The Basics: How to Divest

Before we dive in – let’s talk about one important related topic for a moment. If you work with a professional investment advisor, ask them about the ideas on this page and the two other “Fund” pages. If they don’t agree with the arguments we make, we’d argue that you should carefully consider getting a new advisor. Why? Because the hallmark of the financial industry is sticking to the status quo – following the herd. That shouldn’t be a surprise. Since the invention of money, that’s what mainstream financial organizations do. Status quo thinking leads to disasters like the financial crisis of 2008. The points we make here are not part of the herd thinking.

Fortunately, you can find advisors who are not stuck in the past. Check out tools like one on the SustainFi website. Ask around. Look for advisor blogs like this one.
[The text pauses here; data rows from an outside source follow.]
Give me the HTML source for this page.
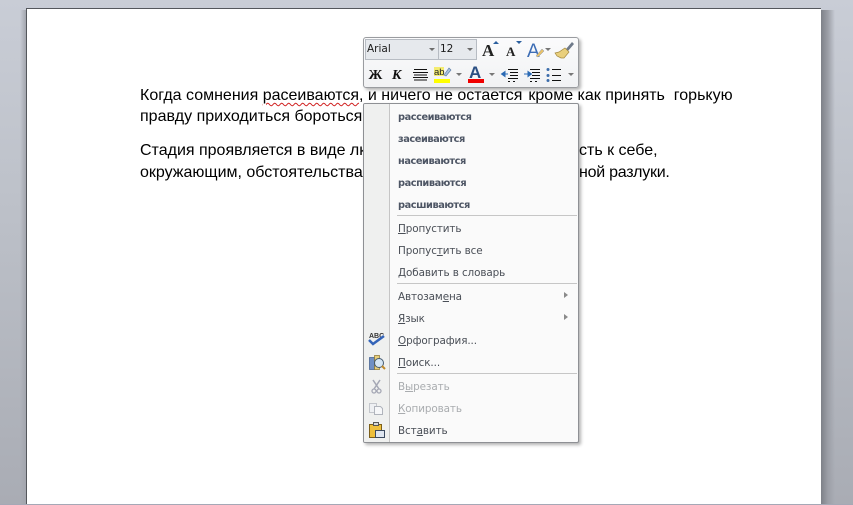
<!DOCTYPE html>
<html><head><meta charset="utf-8">
<style>
html,body{margin:0;padding:0}
body{width:853px;height:505px;overflow:hidden;position:relative;background:linear-gradient(180deg,#c9cdd6 0,#bdc1c9 200px,#a9acb4 505px);font-family:"Liberation Sans",sans-serif}
.a{position:absolute;white-space:nowrap}
#shadowr{left:821px;top:10px;width:14px;height:495px;background:linear-gradient(90deg,#7e8188,#9c9fa7 50%,rgba(160,163,172,0))}
#shadowl{left:20px;top:10px;width:6px;height:495px;background:linear-gradient(270deg,#a3a6ae,rgba(180,184,192,0))}
#paper{left:26px;top:8px;width:795px;height:497px;background:#fff;border-top:1px solid #54575c;border-left:1px solid #54575c;box-sizing:border-box}
#bot{left:0;top:504px;width:853px;height:1px;background:#a5a8b6}
.t{font-size:16px;line-height:20px;color:#000;left:140px}
.w{position:absolute;display:inline-block}
#tb{left:363px;top:37px;width:214px;height:49px;border:1px solid #9a9ca0;border-radius:3px;background:linear-gradient(180deg,#fbfbfc,#f1f2f4);box-shadow:2px 2px 3px rgba(0,0,0,.3)}
.combo{position:absolute;top:1px;height:19px;border:1px solid #b7bcc3;background:#e6e9ed;font:10.5px/18px "DejaVu Sans",sans-serif;color:#1c1c1c}
.tri{position:absolute;width:0;height:0;border-left:3px solid transparent;border-right:3px solid transparent;border-top:3px solid #6d6d6d}
#menu{left:363px;top:103px;width:214px;height:338px;border:1px solid #8e9094;border-radius:2px;background:#fafafa;box-shadow:2px 2px 3px rgba(0,0,0,.3);overflow:hidden}
#gut{position:absolute;left:0;top:0;width:25px;height:338px;background:#eff0ef;border-right:1px solid #c5c5c5}
.m{position:absolute;left:34px;font:10.4px/14px "DejaVu Sans",sans-serif;color:#4a4f57;white-space:nowrap;letter-spacing:-.1px}
.b{font-weight:bold;color:#4d5564;font-size:9.8px;letter-spacing:-.45px}
.d{color:#a9acaf}
.sep{position:absolute;left:33px;width:180px;height:1px;background:#c6c6c6}
.arr{position:absolute;left:200px;width:0;height:0;border-top:3.5px solid transparent;border-bottom:3.5px solid transparent;border-left:4px solid #8a8a8a}
u{text-underline-offset:1px}
</style></head><body>
<div class="a" id="shadowr"></div><div class="a" id="shadowl"></div>
<div class="a" id="paper"></div>
<div class="a" id="bot"></div>

<div class="a t" style="top:86px">Когда сомнения <span style="text-decoration:underline wavy #d02020 1px;text-underline-offset:2px">расеиваются</span>, и ничего не остается <span style="margin-left:1.5px">кроме как принять&nbsp; горькую</span></div>
<div class="a t" style="top:107px">правду приходиться бороться</div>
<div class="a t" style="top:141px">Стадия проявляется в виде лк</div>
<div class="a" style="left:579px;top:141px;font-size:16px;line-height:20px">сть к себе,</div>
<div class="a t" style="top:163px">окружающим, обстоятельства</div>
<div class="a" style="left:579px;top:163px;font-size:16px;line-height:20px;letter-spacing:-.25px">ной разлуки.</div>

<div class="a" id="tb">
  <div class="combo" style="left:1px;width:72px"><span style="margin-left:1px">Arial</span><i class="tri" style="left:63px;top:8px"></i></div>
  <div class="combo" style="left:74px;width:37px"><span style="margin-left:1px">12</span><i class="tri" style="left:28px;top:8px"></i></div>
  <svg class="w" style="left:0;top:0" width="214" height="49" viewBox="0 0 214 49">
    <text x="118" y="18" font-family="Liberation Serif" font-size="17" fill="#222" font-weight="bold">A</text>
    <path d="M129 6l3-3 3 3z" fill="#2b5f9e"/>
    <text x="142" y="18" font-family="Liberation Serif" font-size="13" fill="#222" font-weight="bold">A</text>
    <path d="M152 3h6l-3 3z" fill="#2b5f9e"/>
    <text x="163" y="19" font-family="Liberation Sans" font-size="19" fill="#3d6db5">A</text>
    <path d="M172 18l6-7 2 2-6 6z" fill="#e8c26a" stroke="#8a94a8" stroke-width=".5"/>
    <path d="M181 10h6l-3 3z" fill="#777"/>
    <path d="M208 4l2 2-6 7-2-2z" fill="#6f7a8a"/>
    <path d="M201 10l4 4-5 6-3 0-4-2-2-3 4-1z" fill="#e9cf7c" stroke="#a58a40" stroke-width=".7"/>
    <text x="4.500" y="41" font-family="Liberation Serif" font-size="14" font-weight="bold" fill="#111">Ж</text>
    <text x="28" y="41" font-family="Liberation Serif" font-size="14" font-weight="bold" font-style="italic" fill="#111">К</text>
    <path d="M50 31.500h13M49 34.500h15M50 37h13M49 39.500h15M50 42h13" stroke="#111" fill="none"/>
    <rect x="70" y="29" width="10" height="9" fill="#f4ec70"/>
    <text x="70" y="37" font-family="Liberation Sans" font-size="9.500" fill="#222">ab</text>
    <path d="M80 37l5-7 2 2-5 6z" fill="#a9c0dc" stroke="#5578a5" stroke-width=".6"/>
    <rect x="70" y="41" width="16" height="4" fill="#ffff00"/>
    <path d="M92 35h6l-3 3z" fill="#777"/>
    <text x="105" y="40" font-family="Liberation Sans" font-size="17" font-weight="bold" fill="#2b4f83">A</text>
    <rect x="104" y="41" width="16" height="4" fill="#f00000"/>
    <path d="M125 35h6l-3 3z" fill="#777"/>
    <path d="M144 31.500h10M146 34.500h8M146 37.500h8M144 40.500h10" stroke="#111"/>
    <path d="M138 36h6M141 33.500l-3.500 2.500 3.500 2.500z" stroke="#2a6ab5" fill="#2a6ab5"/>
    <path d="M144 43.500h2M149 43.500h2" stroke="#111"/>
    <path d="M166 31.500h10M168 34.500h8M168 37.500h8M166 40.500h10" stroke="#111"/>
    <path d="M160 36h6M164 33.500l3.500 2.500-3.500 2.500z" stroke="#2a6ab5" fill="#2a6ab5"/>
    <path d="M166 43.500h2M171 43.500h2" stroke="#111"/>
    <path d="M188 31.500h9M188 37.500h9M188 42.500h9" stroke="#111"/>
    <circle cx="184" cy="31.500" r="1.500" fill="#3b6cab"/><circle cx="184" cy="37.500" r="1.500" fill="#3b6cab"/><circle cx="184" cy="42.500" r="1.500" fill="#3b6cab"/>
    <path d="M204 35h6l-3 3z" fill="#777"/>
  </svg>
</div>

<div class="a" id="menu">
  <div id="gut"></div>
  <div class="m b" style="top:7px">рассеиваются</div>
  <div class="m b" style="top:29px">засеиваются</div>
  <div class="m b" style="top:51px">насеиваются</div>
  <div class="m b" style="top:73px">распиваются</div>
  <div class="m b" style="top:95px">расшиваются</div>
  <div class="sep" style="top:111px"></div>
  <div class="m" style="top:118px"><u>П</u>ропустить</div>
  <div class="m" style="top:140px">Пропус<u>т</u>ить все</div>
  <div class="m" style="top:162px"><u>Д</u>обавить в словарь</div>
  <div class="sep" style="top:179px"></div>
  <div class="m" style="top:186px">Автозам<u>е</u>на</div><i class="arr" style="top:188px"></i>
  <div class="m" style="top:208px"><u>Я</u>зык</div><i class="arr" style="top:210px"></i>
  <div class="m" style="top:230px"><u>О</u>рфография...</div>
  <div class="m" style="top:252px"><u>П</u>оиск...</div>
  <div class="sep" style="top:269px"></div>
  <div class="m d" style="top:276px">В<u>ы</u>резать</div>
  <div class="m d" style="top:298px"><u>К</u>опировать</div>
  <div class="m" style="top:320px">Вст<u>а</u>вить</div>
  <svg class="w" style="left:0;top:220px" width="25" height="118" viewBox="0 0 25 118">
    <text x="5" y="14" font-family="Liberation Sans" font-size="7" font-weight="bold" fill="#333">ABC</text>
    <path d="M5 16l4 4 11-8" stroke="#3464b8" stroke-width="2.500" fill="none"/>
    <rect x="5.500" y="33.500" width="5" height="12" fill="#6f8fc4" stroke="#3c5a8c" stroke-width=".7"/>
    <rect x="10.500" y="31.500" width="5" height="14" fill="#e8cf7a" stroke="#8a6f2c" stroke-width=".7"/>
    <circle cx="15" cy="39" r="4.500" fill="#d6e6f4" stroke="#445a70"/>
    <path d="M18 42l3 3" stroke="#c08a2a" stroke-width="2"/>
    <path d="M9 56l6 9M16 56l-6 9" stroke="#a5a8b5" stroke-width="1.500"/>
    <circle cx="10" cy="67" r="2" fill="none" stroke="#a5a8b5" stroke-width="1.300"/><circle cx="15" cy="67" r="2" fill="none" stroke="#a5a8b5" stroke-width="1.300"/>
    <path d="M5.500 79.500h7v9h-7z" fill="#eef0f3" stroke="#c3c6cc"/>
    <path d="M10.500 82.500h6l2 2v6h-8z" fill="#f6f7f9" stroke="#b0b4bc"/>
    <rect x="5.500" y="100.500" width="12" height="13" fill="#eebf3c" stroke="#7c5f1a"/>
    <rect x="9.500" y="98.500" width="5" height="3" fill="#d8d8d8" stroke="#555"/>
    <path d="M11.500 106.500h9v7h-9z" fill="#dfe6f0" stroke="#3c4a60"/>
  </svg>
</div>
</body></html>
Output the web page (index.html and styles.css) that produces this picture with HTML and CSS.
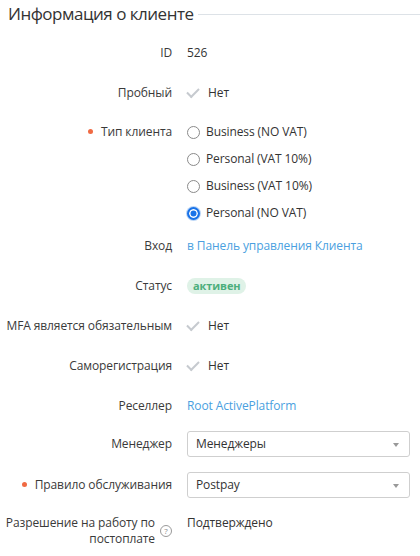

Back to the main topic. Here are the core ideas behind the broader suggestions and steps we describe:

  • As in all aspects of life, “perfection is the enemy of the good.” Embrace that idea and removing money from fossil fuel investments is very easy.
  • From just an investment perspective, investing in fossil fuel companies is increasingly risky, and getting more so with each news cycle. Do some research. Look for articles about “stranded assets and why the book value of fossil fuel companies will crumble over time. Look for articles about the decade of big bankruptcies in the coal industry.
  • “Cap” is short for capitalization – the dollar figure you get when you multiply the number of company shares times the share price. There are no standard designations, but large-cap usually means a capitalization greater than $10B, mid-cap is between $2B-$10B, and small-cap is below $2B.
  • The major players in the fossil fuel business are “large-cap” companies. For example, ExxonMobil’s market cap is currently about $400B.
  • There are hundreds of diversified small and mid-cap funds to pick from – both are bread-and-butter offerings for fund companies. Even in a corporate retirement plan, you will have options to pick these types of funds.
  • A common conclusion of comparisons between mid or small-cap funds versus large-cap funds is that both tend to outperform large-cap stocks. Also look at the historical performance of market indexes that track different market cap stocks. Take a few minutes and look around for yourself. The point? There is no justification for the argument that you have to have investments in large-cap companies to be diversified.
  • Many people who are interested in moving away from fossil fuels are thinking about reinvesting some money into the “clean energy” or “alternative energy” economy. This new energy economy is growing exponentially, and that trend is only going to accelerate as more businesses and governments start pushing harder and harder to move away from fossil fuels.
  • Investing in the clean energy economy doesn’t mean you have to invest in risky technology or start-up company funds. There are all sorts of options – including “green” bond and “green” income funds.